A palliative care approach, by contrast, would start by asking the patient what she understands about her health and about her goals. The physician might step back and ask the patient what she is trying to achieve with the patient. Only after gathering some basic information, Dr. von Gunten says, would she come up with a treatment plan.

This approach brings the patient into the decision-making process, a factor that almost always leads to higher patient and family satisfaction and adherence. If the patient cannot adhere to an ADA diet, for example, it makes no sense to adjust her insulin doses to a hospital-based ADA diet that will change at discharge.

Dr. von Gunten adds that while a goal like “allowing natural death to happen” is perfectly reasonable, it is never a consideration in the traditional problem-oriented method. “Death is always viewed as an implied failure of the problem-oriented method.” Here are some pitfalls Dr. von Gunten says hospitalists who aren’t conversant in palliative care should try to avoid.

1. Assuming that nothing else can be done. In a common scenario, the patient has significant unrelieved pain, even after the hospitalist has tried everything he knows and prescribed high doses of painkillers. Instead of assuming that there is nothing else to be done with this patient, Dr. von Gunten says, you should call for a consult from a palliative care or pain team. If such a service is not available, he suggests calling the medical director of your local hospice for help.

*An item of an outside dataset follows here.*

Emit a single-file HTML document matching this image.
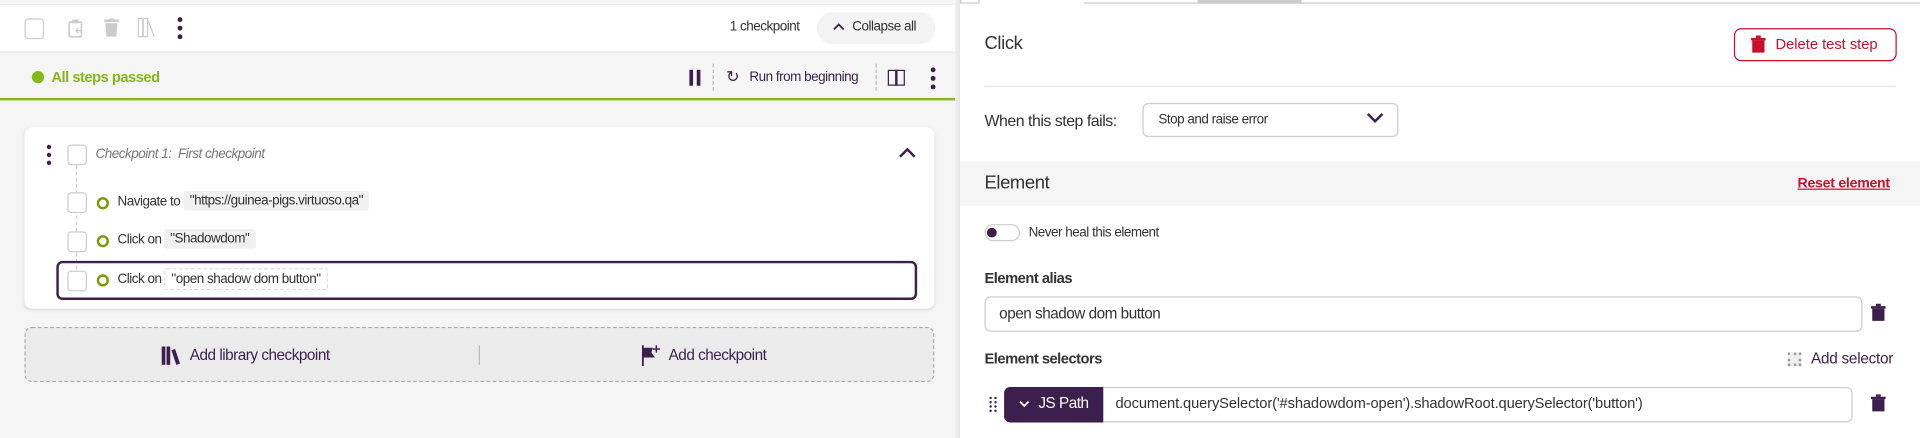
<!DOCTYPE html>
<html><head><meta charset="utf-8"><style>
*{box-sizing:border-box;margin:0;padding:0}
html,body{width:1920px;height:438px;overflow:hidden;background:#f5f5f5}
#w{position:absolute;left:0;top:0;width:1568px;height:358px;transform:scale(1.22449);transform-origin:0 0;font-family:"Liberation Sans",sans-serif;color:#333;font-size:12px}
.a{position:absolute}
.cb{position:absolute;width:15px;height:15px;border:1px solid #ccc;border-radius:3px;background:#fff}
.ring{position:absolute;width:10px;height:10px;border:2.5px solid #7a9a01;border-radius:50%}
.tag{position:absolute;background:#f0f0f0;padding:2px 5px;border-radius:2px;font-size:11px;letter-spacing:-.4px}
.t{position:absolute;white-space:nowrap;letter-spacing:-.3px}
.s{font-size:11px;letter-spacing:-.4px}
.pu{color:#3d1f4e}
</style></head><body><div id="w">
<!-- left top bar -->
<div class="a" style="left:0;top:3px;width:780px;height:40px;background:#fff;border-bottom:1px solid #e5e5e5;border-top:1px solid #eee"></div>
<div class="cb" style="left:20px;top:15px;width:16px;height:17px"></div>
<svg class="a" style="left:55px;top:15px" width="14" height="16"><rect x="1.5" y="3" width="10" height="12" rx="1" fill="none" stroke="#ccc" stroke-width="1.4"/><rect x="4" y="1" width="5" height="3" fill="#ccc"/><path d="M12 10H7m2-2l-2 2 2 2" stroke="#ccc" fill="none"/></svg>
<svg class="a" style="left:85px;top:15px" width="12" height="15"><rect x="0" y="1" width="12" height="2" fill="#ccc"/><rect x="4" y="0" width="4" height="2" fill="#ccc"/><path d="M1 4h10l-1 11H2z" fill="#ccc"/></svg>
<svg class="a" style="left:112px;top:14px" width="16" height="17"><g fill="none" stroke="#ccc"><rect x="1" y="1" width="3.5" height="15"/><rect x="5" y="1" width="3.5" height="15"/><path d="M9 3l5 13"/></g></svg>
<svg class="a" style="left:145px;top:14px" width="4" height="18"><circle cx="2" cy="2" r="2" fill="#3d1f4e"/><circle cx="2" cy="9" r="2" fill="#3d1f4e"/><circle cx="2" cy="16" r="2" fill="#3d1f4e"/></svg>
<div class="t s" style="left:596px;top:16px;color:#333">1 checkpoint</div>
<div class="a" style="left:667px;top:10px;width:97px;height:26px;background:#f3f3f3;border-radius:13px"></div>
<svg class="a" style="left:680px;top:18px" width="10" height="7"><path d="M1 6l4-4 4 4" stroke="#3d1f4e" stroke-width="1.5" fill="none"/></svg>
<div class="t s" style="left:696px;top:16px">Collapse all</div>
<!-- status bar -->
<div class="a" style="left:0;top:80px;width:780px;height:2px;background:#86b817"></div>
<div class="a" style="left:26px;top:58px;width:10px;height:10px;border-radius:50%;background:#86b817"></div>
<div class="t" style="left:42px;top:56px;color:#86b817;font-size:12px;font-weight:bold;letter-spacing:-.4px">All steps passed</div>
<div class="a" style="left:563px;top:57px;width:3px;height:13px;background:#3d1f4e"></div>
<div class="a" style="left:569px;top:57px;width:3px;height:13px;background:#3d1f4e"></div>
<div class="a" style="left:582px;top:52px;height:22px;border-left:1px dashed #bbb"></div>
<div class="t pu" style="left:593px;top:55px;font-size:13px">&#x21bb;</div>
<div class="t s" style="left:612px;top:57px;color:#3d1f4e">Run from beginning</div>
<div class="a" style="left:715px;top:52px;height:22px;border-left:1px dashed #bbb"></div>
<div class="a" style="left:725px;top:57px;width:14px;height:13px;border:1.5px solid #3d1f4e"></div>
<div class="a" style="left:731px;top:57px;width:1.5px;height:13px;background:#3d1f4e"></div>
<svg class="a" style="left:760px;top:55px" width="4" height="18"><circle cx="2" cy="2" r="2" fill="#3d1f4e"/><circle cx="2" cy="9" r="2" fill="#3d1f4e"/><circle cx="2" cy="16" r="2" fill="#3d1f4e"/></svg>
<!-- card -->
<div class="a" style="left:20px;top:104px;width:743px;height:148px;background:#fff;border-radius:6px;box-shadow:0 1px 3px rgba(0,0,0,.12)"></div>
<svg class="a" style="left:38px;top:118px" width="4" height="17"><circle cx="2" cy="2" r="1.8" fill="#3d1f4e"/><circle cx="2" cy="8.5" r="1.8" fill="#3d1f4e"/><circle cx="2" cy="15" r="1.8" fill="#3d1f4e"/></svg>
<div class="cb" style="left:55px;top:118px;width:16px;height:17px"></div>
<div class="t s" style="left:78px;top:120px;font-style:italic;color:#777">Checkpoint 1:&nbsp; First checkpoint</div>
<svg class="a" style="left:734px;top:120px" width="14" height="10"><path d="M1 8l6-6 6 6" stroke="#3d1f4e" stroke-width="2" fill="none"/></svg>
<div class="a" style="left:62px;top:135px;height:95px;border-left:1px dashed #ccc"></div>
<div class="cb" style="left:55px;top:157px;width:16px;height:17px"></div>
<div class="ring" style="left:79px;top:161px"></div>
<div class="t s" style="left:96px;top:159px">Navigate to</div>
<div class="tag" style="left:150px;top:156px">"https://guinea-pigs.virtuoso.qa"</div>
<div class="cb" style="left:55px;top:189px;width:16px;height:17px"></div>
<div class="ring" style="left:79px;top:192px"></div>
<div class="t s" style="left:96px;top:190px">Click on</div>
<div class="tag" style="left:134px;top:187px">"Shadowdom"</div>
<div class="a" style="left:46px;top:213px;width:703px;height:32px;border:2px solid #3d1f4e;border-radius:5px"></div>
<div class="cb" style="left:55px;top:221px;width:16px;height:17px"></div>
<div class="ring" style="left:79px;top:224px"></div>
<div class="t s" style="left:96px;top:222px">Click on</div>
<div class="tag" style="left:134px;top:219px;background:#fff;border:1px dashed #ddd">"open shadow dom button"</div>
<!-- add area -->
<div class="a" style="left:20px;top:267px;width:743px;height:45px;background:#ebebeb;border:1.5px dashed #aaa;border-radius:6px"></div>
<div class="a" style="left:391px;top:282px;height:16px;border-left:1px solid #bbb"></div>
<svg class="a" style="left:132px;top:282px" width="16" height="16"><g fill="#3d1f4e"><rect x="0" y="1" width="3" height="15"/><rect x="4" y="1" width="3" height="15"/><path d="M8 4l3-1 4 12-3 1z"/></g></svg>
<div class="t pu" style="left:155px;top:283px;font-size:12.5px;letter-spacing:-.4px">Add library checkpoint</div>
<svg class="a" style="left:524px;top:281px" width="16" height="18"><path d="M1 1v17" stroke="#3d1f4e" stroke-width="1.5"/><path d="M1 3h8l-1 4 3 4H1z" fill="#3d1f4e"/><path d="M12 1v6M9 4h6" stroke="#3d1f4e" stroke-width="1.2"/></svg>
<div class="t pu" style="left:546px;top:283px;font-size:12.5px;letter-spacing:-.4px">Add checkpoint</div>
<!-- right panel -->
<div class="a" style="left:780px;top:0;width:6px;height:358px;background:linear-gradient(90deg,#f0f0f0,#e0e0e0)"></div>
<div class="a" style="left:784px;top:0;width:784px;height:358px;background:#fff"></div>
<div class="a" style="left:784px;top:0;width:16px;height:3px;border:1px solid #ccc;border-top:none"></div>
<div class="a" style="left:885px;top:0;width:683px;height:3px;border-bottom:1px solid #ccc"></div>
<div class="a" style="left:978px;top:0;width:85px;height:3px;background:#ccc"></div>
<div class="t" style="left:804px;top:27px;font-size:15px;color:#333">Click</div>
<div class="a" style="left:1416px;top:23px;width:133px;height:27px;border:1px solid #c8102e;border-radius:6px"></div>
<svg class="a" style="left:1430px;top:29px" width="12" height="15"><rect x="0" y="2" width="12" height="2" fill="#c8102e"/><rect x="4" y="0" width="4" height="2" fill="#c8102e"/><path d="M1 4h10v10H1z" fill="#c8102e"/></svg>
<div class="t" style="left:1450px;top:29px;font-size:12px;color:#c8102e;letter-spacing:0">Delete test step</div>
<div class="a" style="left:804px;top:70px;width:744px;height:1px;background:#e6e6e6"></div>
<div class="t" style="left:804px;top:91px;font-size:13px;letter-spacing:-.4px">When this step fails:</div>
<div class="a" style="left:933px;top:84px;width:209px;height:28px;border:1px solid #ccc;border-radius:5px"></div>
<div class="t s" style="left:946px;top:92px">Stop and raise error</div>
<svg class="a" style="left:1116px;top:92px" width="14" height="9"><path d="M1 1l6 6 6-6" stroke="#3d1f4e" stroke-width="2" fill="none"/></svg>
<div class="a" style="left:784px;top:132px;width:784px;height:36px;background:#f5f5f5"></div>
<div class="t" style="left:804px;top:141px;font-size:15px">Element</div>
<div class="t" style="left:1468px;top:144px;font-size:11.5px;font-weight:bold;color:#c8102e;text-decoration:underline;letter-spacing:-.2px">Reset element</div>
<div class="a" style="left:804px;top:183px;width:29px;height:14px;border:1px solid #ccc;border-radius:7px"></div>
<div class="a" style="left:806px;top:186px;width:8px;height:8px;border-radius:50%;background:#3d1f4e"></div>
<div class="t s" style="left:840px;top:184px">Never heal this element</div>
<div class="t" style="left:804px;top:220px;font-size:12px;font-weight:bold;letter-spacing:-.4px">Element alias</div>
<div class="a" style="left:804px;top:242px;width:717px;height:29px;border:1px solid #ccc;border-radius:5px"></div>
<div class="t" style="left:816px;top:249px;font-size:12.5px;letter-spacing:-.4px">open shadow dom button</div>
<svg class="a" style="left:1528px;top:248px" width="12" height="15"><rect x="0" y="2" width="12" height="2" fill="#3d1f4e"/><rect x="4" y="0" width="4" height="2" fill="#3d1f4e"/><path d="M1 4h10v10H1z" fill="#3d1f4e"/></svg>
<div class="t" style="left:804px;top:286px;font-size:12px;font-weight:bold;letter-spacing:-.4px">Element selectors</div>
<div class="t pu" style="left:1479px;top:286px;font-size:12.5px;letter-spacing:-.2px">Add selector</div>
<div class="a" style="left:1460px;top:288px;width:11px;height:11px;border:2px dotted #999;background:#eee"></div>
<svg class="a" style="left:807px;top:323px" width="8" height="14"><g fill="#3d1f4e"><circle cx="2" cy="2" r="1"/><circle cx="6" cy="2" r="1"/><circle cx="2" cy="5.5" r="1"/><circle cx="6" cy="5.5" r="1"/><circle cx="2" cy="9" r="1"/><circle cx="6" cy="9" r="1"/><circle cx="2" cy="12.5" r="1"/><circle cx="6" cy="12.5" r="1"/></g></svg>
<div class="a" style="left:900px;top:316px;width:613px;height:29px;border:1px solid #ccc;border-radius:0 5px 5px 0"></div>
<div class="a" style="left:820px;top:316px;width:81px;height:29px;background:#3d1f4e;border-radius:5px 0 0 5px"></div>
<svg class="a" style="left:832px;top:327px" width="9" height="6"><path d="M1 1l3.5 3.5L8 1" stroke="#fff" stroke-width="1.5" fill="none"/></svg>
<div class="t" style="left:848px;top:322px;font-size:12.5px;color:#fff;letter-spacing:-.4px">JS Path</div>
<div class="t" style="left:911px;top:322px;font-size:12px;letter-spacing:-.1px">document.querySelector('#shadowdom-open').shadowRoot.querySelector('button')</div>
<svg class="a" style="left:1528px;top:322px" width="12" height="15"><rect x="0" y="2" width="12" height="2" fill="#3d1f4e"/><rect x="4" y="0" width="4" height="2" fill="#3d1f4e"/><path d="M1 4h10v10H1z" fill="#3d1f4e"/></svg>
</div></body></html>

2. Saying “We’ve never done that before.” Dr. von Gunten gives a potentially exhaustive list of “never haves” that might fit into this category of pitfall. Common problems include the following:

  • Disagreeing with a recommendation to give a medication orally, subcutaneously or rectally because it’s not the usual route.
  • Assuming that certain combinations of medications are not OK under any circumstances, even imminent death.
  • Avoiding a medication simply because “it can only be used in the ICU.”
  • Dismissing a patient’s request to see a cherished pet because “we don’t permit pets in this hospital.”

Dr. von Gunten says that if you’re not sure whether a request is allowed “or if there’s no good reason why something shouldn’t be allowed, like seeing a cherished pet “you as a hospitalist should advocate on the patient’s behalf.

3. Undervaluing other hospital staff. While most hospitalists pride themselves on their ability to work closely with nurses and therapists, those traditional working relationships often need a tune-up to function in the palliative-care setting.

Besides talking to nurses “and actually listening to them about what they see,” Dr. von Gunten recommends that hospitalists enlist the help or input of dieticians and even the housekeeping staff. He says that housekeepers, for example, often have important insight into why a patient or family member is resisting a treatment recommendation such as withdrawing mechanical ventilation. “Patients and families often tell housekeepers things they don’t tell anyone else,” he explains.

4. Waiting to “call in the troops.” Too many physicians aren’t aware of resources like chaplains and social workers that can help address tough issues.

“And many physicians think that social workers are only about discharge planning “but that’s not true,” Dr. von Gunten says. “They’re very good in family systems assessments and interventions. So call on them and say, ‘I need help.’ ”

Bonnie Darves is a freelance writer specializing in health care. She is based in Lake Oswego, Ore.